Pages as source code:
⟨
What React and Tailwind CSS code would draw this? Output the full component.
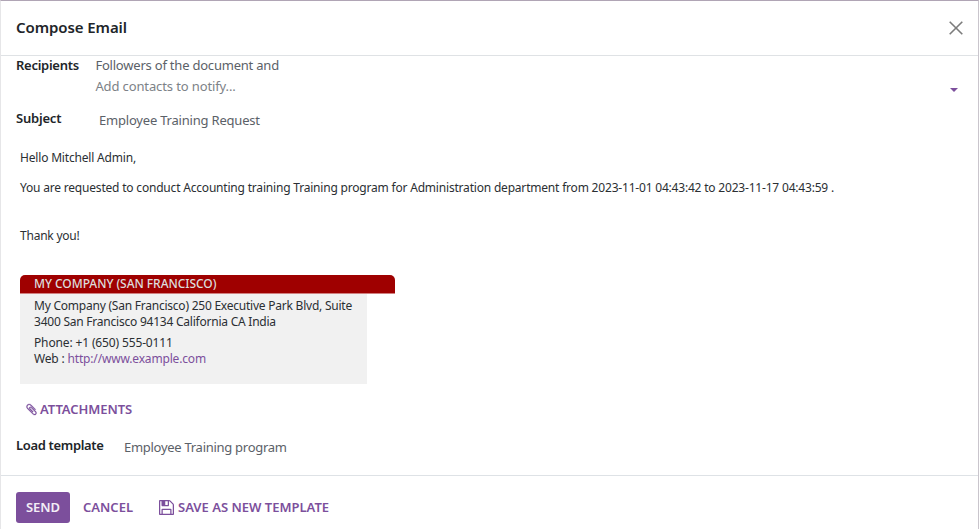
import React from "react";

function PaperclipIcon() {
  return (
    <svg viewBox="0 0 1792 1792" className="size-[13px]" fill="currentColor" stroke="currentColor" strokeWidth="40" aria-hidden="true">
      <path d="M1596 1385q0 117-79 196t-196 79q-135 0-235-100l-777-776q-113-115-113-271 0-159 110-270t269-111q158 0 273 113l605 606q10 10 10 22 0 16-30.5 46.5t-46.5 30.5q-13 0-23-10l-606-607q-79-77-181-77-106 0-179 75t-73 181q0 105 76 181l776 777q63 63 145 63 64 0 106-42t42-106q0-82-63-145l-581-581q-26-24-60-24-29 0-48 19t-19 48q0 32 25 59l410 410q10 10 10 22 0 16-31 47t-47 31q-12 0-22-10l-410-410q-63-61-63-149 0-82 57-139t139-57q88 0 149 63l581 581q100 98 100 235z" />
    </svg>
  );
}

function FloppyIcon() {
  return (
    <svg viewBox="0 128 1536 1536" className="size-[15px]" fill="currentColor" aria-hidden="true">
      <path d="M384 1536h768v-384h-768v384zm896 0h128v-896q0-14-10-38.5t-20-34.5l-281-281q-10-10-34-20t-39-10v416q0 40-28 68t-68 28h-576q-40 0-68-28t-28-68v-416h-128v1280h128v-416q0-40 28-68t68-28h832q40 0 68 28t28 68v416zm-384-928v-320q0-13-9.5-22.5t-22.5-9.5h-192q-13 0-22.5 9.5t-9.5 22.5v320q0 13 9.5 22.5t22.5 9.5h192q13 0 22.5-9.5t9.5-22.5zm640 32v928q0 40-28 68t-68 28h-1344q-40 0-68-28t-28-68v-1344q0-40 28-68t68-28h928q40 0 88 20t76 48l280 280q28 28 48 76t20 88z" />
    </svg>
  );
}

function Header() {
  return (
    <header className="flex h-[55px] items-center justify-between border-b border-[#dfe2e5] pr-[15px] pl-[15px]">
      <h1 className="pb-0.5 text-[15px] leading-5 font-semibold tracking-[-0.08px] text-[#212529]">Compose Email</h1>
      <button aria-label="Close" className="text-[#7c7c7c]">
        <svg viewBox="0 0 14 14" className="size-3.5" fill="none" stroke="currentColor" strokeWidth="1.6">
          <path d="M.7 .7l12.6 12.6M13.3 .7L.7 13.3" />
        </svg>
      </button>
    </header>
  );
}

function Message() {
  return (
    <section className="pt-5 pl-[19px] text-[12px] leading-4 tracking-[-0.23px] text-[#2b2f33]">
      <p className="tracking-[-0.18px]">Hello Mitchell Admin,</p>
      <p className="mt-[14px] tracking-[-0.195px]">
        You are requested to conduct Accounting training Training program for Administration department from 2023-11-01
        04:43:42 to 2023-11-17 04:43:59 .
      </p>
      <p className="mt-8">Thank you!</p>
      <div className="mt-[31px] h-[19px] w-[375px] rounded-t-[5px] border-b border-[#d08080] bg-[#9f0000] pl-3.5 text-[12px] leading-[18px] font-medium tracking-[-0.05px] text-[#dddddd]">
        MY COMPANY (SAN FRANCISCO)
      </div>
      <div className="h-[90px] w-[347px] bg-[#f1f1f1] pt-1 pl-3.5">
        <p>My Company (San Francisco) 250 Executive Park Blvd, Suite</p>
        <p>3400 San Francisco 94134 California CA India</p>
        <p className="mt-[5px] tracking-[-0.14px]">Phone: +1 (650) 555-0111</p>
        <p className="tracking-[-0.17px]">
          Web : <a className="text-[#7c4f9c]">http://www.example.com</a>
        </p>
      </div>
    </section>
  );
}

export default function App() {
  return (
    <div className="flex h-[529px] w-[979px] flex-col overflow-hidden border-t border-r border-l border-t-[#b0a5b5] border-r-[#c9c5cc] border-l-[#e6e6e8] bg-white font-['Noto_Sans',sans-serif] whitespace-nowrap">
      <Header />
      <main className="h-[419px] text-[13px] leading-5 text-[#5b6168]">
        <div className="-mt-px flex pl-[15px]">
          <div className="w-[79.4px] font-semibold tracking-[-0.28px] text-[#212529]">Recipients</div>
          <div className="flex-1">
            <div className="tracking-[-0.21px]">Followers of the document and</div>
            <div className="mt-px tracking-[-0.12px] text-[#7d8287]">Add contacts to notify...</div>
          </div>
          <svg viewBox="0 0 8 4" className="mt-[33px] mr-5 h-1 w-2 fill-[#7c4f9c]">
            <path d="M0 0h8L4 4z" />
          </svg>
        </div>
        <div className="flex pt-3 pl-[15px]">
          <div className="w-[83px] font-semibold tracking-[-0.2px] text-[#212529]">Subject</div>
          <div className="pt-0.5 tracking-[-0.2px]">Employee Training Request</div>
        </div>
        <Message />
        <button className="mt-[15px] ml-6 flex h-5 items-center gap-0.5 font-semibold tracking-[-0.05px] text-[#7c4f9c]">
          <PaperclipIcon />
          <span>ATTACHMENTS</span>
        </button>
        <div className="mt-4 flex pl-[15px]">
          <div className="w-[108px] font-semibold tracking-[-0.34px] text-[#212529]">Load template</div>
          <div className="pt-0.5 tracking-[-0.28px]">Employee Training program</div>
        </div>
      </main>
      <footer className="flex h-[54px] items-start border-t border-[#dee2e6] pt-4 pl-[15px] text-[13px] font-semibold text-[#7c4f9c]">
        <button className="h-[31px] w-[54px] rounded-[3px] bg-[#7c4f9c] text-[#f3eef6]">SEND</button>
        <button className="ml-[13px] h-[31px] w-[50px] text-left">CANCEL</button>
        <button className="ml-[26px] flex h-[31px] items-center gap-1">
          <FloppyIcon />
          <span>SAVE AS NEW TEMPLATE</span>
        </button>
      </footer>
    </div>
  );
}
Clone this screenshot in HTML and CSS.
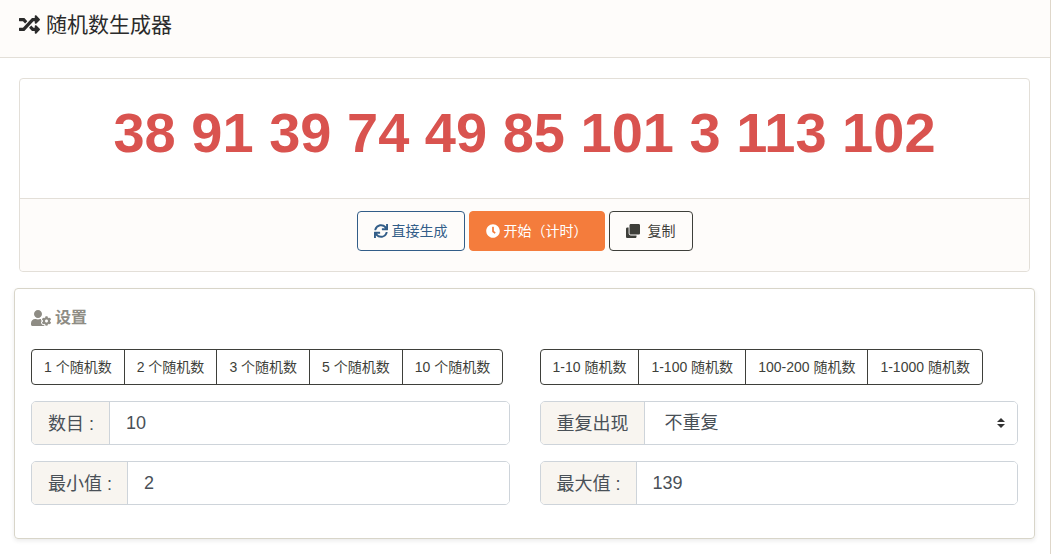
FILE: index.html
```html
<!DOCTYPE html>
<html lang="zh-CN">
<head>
    <meta charset="UTF-8">
    <meta name="viewport" content="width=device-width, initial-scale=1.0">
    <title>随机数生成器</title>
    <link rel="stylesheet" href="styles.css">
</head>
<body>
    <main class="page-card">
        <header class="page-header">
            <svg class="icon" viewBox="0 0 512 512" width="21" height="21" aria-hidden="true"><path d="M504.971 359.029c9.373 9.373 9.373 24.569 0 33.941l-80 79.984c-15.01 15.01-40.971 4.49-40.971-16.971V416h-58.785a12.004 12.004 0 0 1-8.773-3.812l-70.556-75.596 53.333-57.143L352 336h32v-39.981c0-21.438 25.943-31.998 40.971-16.971l80 79.981zM12 176h84l52.781 56.551 53.333-57.143-70.556-75.596A11.999 11.999 0 0 0 122.785 96H12c-6.627 0-12 5.373-12 12v56c0 6.627 5.373 12 12 12zm372 0v39.984c0 21.46 25.961 31.98 40.971 16.971l80-79.984c9.373-9.373 9.373-24.569 0-33.941l-80-79.981C409.943 24.021 384 34.582 384 56.019V96h-58.785a12.004 12.004 0 0 0-8.773 3.812L96 336H12c-6.627 0-12 5.373-12 12v56c0 6.627 5.373 12 12 12h110.785c3.326 0 6.503-1.381 8.773-3.812L352 176h32z"/></svg>
            <h1>随机数生成器</h1>
        </header>

        <section class="result-card">
            <div class="result">38 91 39 74 49 85 101 3 113 102</div>
            <div class="result-footer">
                <button type="button" class="btn btn-primary">
                    <svg class="icon" viewBox="0 0 512 512" width="14" height="14" aria-hidden="true"><path d="M440.65 12.57l4 82.77A247.16 247.16 0 0 0 255.83 8C134.73 8 33.91 94.92 12.29 209.82A12 12 0 0 0 24.09 224h49.05a12 12 0 0 0 11.67-9.26 175.91 175.91 0 0 1 317-56.94l-101.46-4.86a12 12 0 0 0-12.57 12v47.41a12 12 0 0 0 12 12H500a12 12 0 0 0 12-12V12a12 12 0 0 0-12-12h-47.37a12 12 0 0 0-11.98 12.57zM255.83 432a175.61 175.61 0 0 1-146-77.8l101.8 4.87a12 12 0 0 0 12.57-12v-47.4a12 12 0 0 0-12-12H12a12 12 0 0 0-12 12V500a12 12 0 0 0 12 12h47.35a12 12 0 0 0 12-12.6l-4.15-82.57A247.17 247.17 0 0 0 255.83 504c121.11 0 221.93-86.92 243.55-201.82a12 12 0 0 0-11.8-14.18h-49.05a12 12 0 0 0-11.67 9.26A175.86 175.86 0 0 1 255.83 432z"/></svg>
                    <span>直接生成</span>
                </button>
                <button type="button" class="btn btn-start">
                    <svg class="icon" viewBox="0 0 512 512" width="14" height="14" aria-hidden="true"><path d="M256,8C119,8,8,119,8,256S119,504,256,504,504,393,504,256,393,8,256,8Zm92.49,313h0l-20,25a16,16,0,0,1-22.49,2.5h0l-67-49.72a40,40,0,0,1-15-31.23V112a16,16,0,0,1,16-16h32a16,16,0,0,1,16,16V256l58,42.5A16,16,0,0,1,348.49,321Z"/></svg>
                    <span>开始（计时）</span>
                </button>
                <button type="button" class="btn btn-copy">
                    <svg class="icon" viewBox="0 0 512 512" width="14" height="14" aria-hidden="true"><path d="M464 0c26.51 0 48 21.49 48 48v288c0 26.51-21.49 48-48 48H176c-26.51 0-48-21.49-48-48V48c0-26.51 21.49-48 48-48h288M176 416c-44.112 0-80-35.888-80-80V128H48c-26.51 0-48 21.49-48 48v288c0 26.51 21.49 48 48 48h288c26.51 0 48-21.49 48-48v-48H176z"/></svg>
                    <span>复制</span>
                </button>
            </div>
        </section>

        <section class="settings-card">
            <h2>
                <svg class="icon" viewBox="0 0 640 512" width="20" height="16" aria-hidden="true"><path d="M610.5 373.3c2.6-14.1 2.6-28.5 0-42.6l25.8-14.9c3-1.7 4.3-5.2 3.3-8.5-6.7-21.6-18.2-41.2-33.2-57.4-2.3-2.5-6-3.1-9-1.4l-25.8 14.9c-10.9-9.3-23.4-16.5-36.9-21.3v-29.8c0-3.4-2.4-6.4-5.7-7.1-22.3-5-45-4.8-66.2 0-3.3.7-5.7 3.7-5.7 7.1v29.8c-13.5 4.8-26 12-36.9 21.3l-25.8-14.9c-2.9-1.7-6.7-1.1-9 1.4-15 16.2-26.5 35.8-33.2 57.4-1 3.3.4 6.8 3.3 8.5l25.8 14.9c-2.6 14.1-2.6 28.5 0 42.6l-25.8 14.9c-3 1.7-4.3 5.2-3.3 8.5 6.7 21.6 18.2 41.1 33.2 57.4 2.3 2.5 6 3.1 9 1.4l25.8-14.9c10.9 9.3 23.4 16.5 36.9 21.3v29.8c0 3.4 2.4 6.4 5.7 7.1 22.3 5 45 4.8 66.2 0 3.3-.7 5.7-3.7 5.7-7.1v-29.8c13.5-4.8 26-12 36.9-21.3l25.8 14.9c2.9 1.7 6.7 1.1 9-1.4 15-16.2 26.5-35.8 33.2-57.4 1-3.3-.4-6.8-3.3-8.5l-25.8-14.9zM496 400.5c-26.8 0-48.5-21.8-48.5-48.5s21.8-48.5 48.5-48.5 48.5 21.8 48.5 48.5-21.7 48.5-48.5 48.5zM224 256c70.7 0 128-57.3 128-128S294.7 0 224 0 96 57.3 96 128s57.3 128 128 128zm201.2 226.5c-2.3-1.2-4.6-2.6-6.8-3.9l-7.9 4.6c-6 3.4-12.8 5.3-19.6 5.3-10.9 0-21.4-4.6-28.9-12.6-18.3-19.8-32.3-43.9-40.2-69.6-5.5-17.7 1.9-36.4 17.9-45.7l7.9-4.6c-.1-2.6-.1-5.2 0-7.8l-7.9-4.6c-16-9.2-23.4-28-17.9-45.7.9-2.9 2.2-5.8 3.2-8.7-3.8-.3-7.5-1.2-11.4-1.2h-16.7c-22.2 10.2-46.9 16-72.9 16s-50.6-5.8-72.9-16h-16.7C60.2 288 0 348.2 0 422.4V464c0 26.5 21.5 48 48 48h352c10.1 0 19.5-3.2 27.2-8.5-1.2-3.8-2-7.7-2-11.8v-9.2z"/></svg>
                设置
            </h2>
            <form class="settings-grid">
                <div class="btn-group">
                    <button type="button">1 个随机数</button>
                    <button type="button">2 个随机数</button>
                    <button type="button">3 个随机数</button>
                    <button type="button">5 个随机数</button>
                    <button type="button">10 个随机数</button>
                </div>
                <div class="btn-group">
                    <button type="button">1-10 随机数</button>
                    <button type="button">1-100 随机数</button>
                    <button type="button">100-200 随机数</button>
                    <button type="button">1-1000 随机数</button>
                </div>
                <div class="input-group">
                    <label for="count">数目 :</label>
                    <input type="text" id="count" value="10">
                </div>
                <div class="input-group">
                    <label for="repeat">重复出现</label>
                    <select id="repeat">
                        <option selected>不重复</option>
                    </select>
                </div>
                <div class="input-group">
                    <label for="min">最小值 :</label>
                    <input type="text" id="min" value="2">
                </div>
                <div class="input-group">
                    <label for="max">最大值 :</label>
                    <input type="text" id="max" value="139">
                </div>
            </form>
        </section>
    </main>
</body>
</html>
```

FILE: styles.css
```css
* {
    box-sizing: border-box;
}
body {
    margin: 0;
    background-color: #fff;
    color: #3e3f3a;
    font-family: "Liberation Sans", "Noto Sans CJK SC", sans-serif;
    font-size: 14px;
}
button, input, select {
    font-family: inherit;
    margin: 0;
}
.icon {
    fill: currentColor;
    flex: none;
}
.page-card {
    min-height: 100vh;
    padding-bottom: 15px;
    border-right: 1px solid #dfd7ca;
}
.page-header {
    display: flex;
    align-items: center;
    gap: 6px;
    padding: 9px 19px 17px;
    background-color: #fefcfa;
    border-bottom: 1px solid #e3dfd8;
    color: #2b2b2b;
}
.page-header h1 {
    margin: 0;
    font-size: 21px;
    line-height: 31px;
    font-weight: 400;
}
.result-card {
    margin: 20px 20px 16px 19px;
    border: 1px solid #e3dfd8;
    border-radius: 4px;
}
.result {
    padding: 20px 20px 31px;
    color: #d9534f;
    font-size: 56px;
    line-height: 68px;
    font-weight: bold;
    text-align: center;
}
.result-footer {
    display: flex;
    justify-content: center;
    gap: 4px;
    padding: 12px 20px 20px;
    background-color: #fefcfa;
    border-top: 1px solid #e3dfd8;
    border-radius: 0 0 4px 4px;
}
.btn {
    display: flex;
    align-items: center;
    gap: 4px;
    height: 40px;
    padding: 0 16px;
    border: 1px solid;
    border-radius: 4px;
    background-color: transparent;
    font-size: 14px;
    cursor: pointer;
}
.btn span {
    padding-bottom: 2px;
}
.btn-primary {
    border-color: #325d88;
    color: #325d88;
}
.btn-start {
    border-color: #f47c3c;
    background-color: #f47c3c;
    color: #fff;
}
.btn-copy {
    gap: 8px;
    border-color: #3e3f3a;
    color: #3e3f3a;
}
.settings-card {
    margin: 0 15px 0 14px;
    padding: 16px 16px 33px;
    border: 1px solid #d8d5c9;
    border-radius: 4px;
    box-shadow: 0 2px 4px rgba(0, 0, 0, 0.08);
}
.settings-card h2 {
    display: flex;
    align-items: center;
    gap: 4px;
    margin: 0 0 18px;
    color: #8e8c84;
    font-size: 16px;
    line-height: 26px;
    font-weight: bold;
}
.settings-grid {
    display: grid;
    grid-template-columns: 1fr 1fr;
    gap: 16px 30px;
}
.btn-group {
    display: flex;
}
.btn-group button {
    height: 36px;
    padding: 0 12px 2px;
    border: 1px solid #3e3f3a;
    background-color: transparent;
    color: #3e3f3a;
    font-size: 14px;
    white-space: nowrap;
    cursor: pointer;
}
.btn-group button + button {
    margin-left: -1px;
}
.btn-group button:first-child {
    border-radius: 4px 0 0 4px;
}
.btn-group button:last-child {
    border-radius: 0 4px 4px 0;
}
.input-group {
    display: flex;
    height: 44px;
    border: 1px solid #ced4da;
    border-radius: 5px;
    overflow: hidden;
    color: #495057;
    font-size: 18px;
}
.input-group label {
    display: flex;
    align-items: center;
    padding: 0 15px 2px 16px;
    border-right: 1px solid #ced4da;
    background-color: #f8f5f0;
    white-space: nowrap;
}
.input-group input,
.input-group select {
    flex: 1;
    min-width: 0;
    padding: 0 16px;
    border: 0;
    outline: 0;
    background-color: #fff;
    color: inherit;
    font-size: 18px;
}
.input-group select {
    appearance: none;
    padding-left: 20px;
    background: #fff url("data:image/svg+xml,%3Csvg xmlns='http://www.w3.org/2000/svg' viewBox='0 0 4 5'%3E%3Cpath fill='%23333' d='M2 0L0 2h4zm0 5L0 3h4z'/%3E%3C/svg%3E") no-repeat right 12px center / 8px 10px;
}
@media (max-width: 900px) {
    .settings-grid {
        grid-template-columns: 1fr;
    }
    .btn-group {
        overflow-x: auto;
    }
}
```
⟩
= Description of the task =
Repeat only the lines from the beginning of the material through the line containing "import React from", both ends kept, leaving pictures out.

= Task response =
What React and Tailwind CSS code would draw this? Output the full component.
import React from "react";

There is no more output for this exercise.